NATSO urged members of the House Ways and Means Committee to recognize the severe economic consequences that could result from repealing or modifying the last-in, first-out (LIFO) accounting method and maintain it as an acceptable inventory accounting method.
Fuel retailers account for their fuel inventory using LIFO, making this an important accounting method for truckstops and travel plazas. However, as the Ways and Means Committee begins to consider comprehensive tax reform proposals, there is concern that the revenue saved by repealing LIFO will be an attractive revenue raiser.
In comments filed April 5 with the House Ways and Means Committee, NATSO said that repealing or modifying LIFO would result in substantial, unfunded tax liabilities for businesses and ultimately lead to an increased number of illiquidity events, job losses and business closures.

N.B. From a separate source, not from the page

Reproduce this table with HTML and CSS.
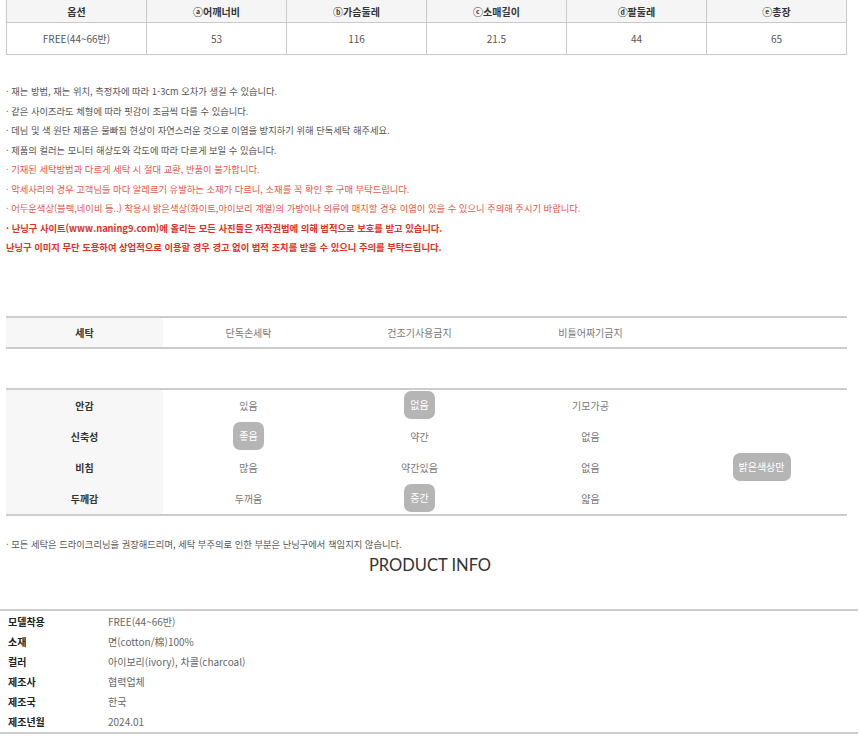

In general, businesses must track and account for inventory to determine the cost of goods sold and to determine taxable income. More than one-third of all U.S. businesses, including hundreds of thousands of small and mid-size businesses, utilize LIFO to create a consistent measure of the cost of goods sold and accurately determine their economic performance.
Disallowing its use as an acceptable accounting method would overstate a business’ profits and generate tax liabilities that would decrease the business owner’s ability to replace inventory or to reinvest in the company and create jobs.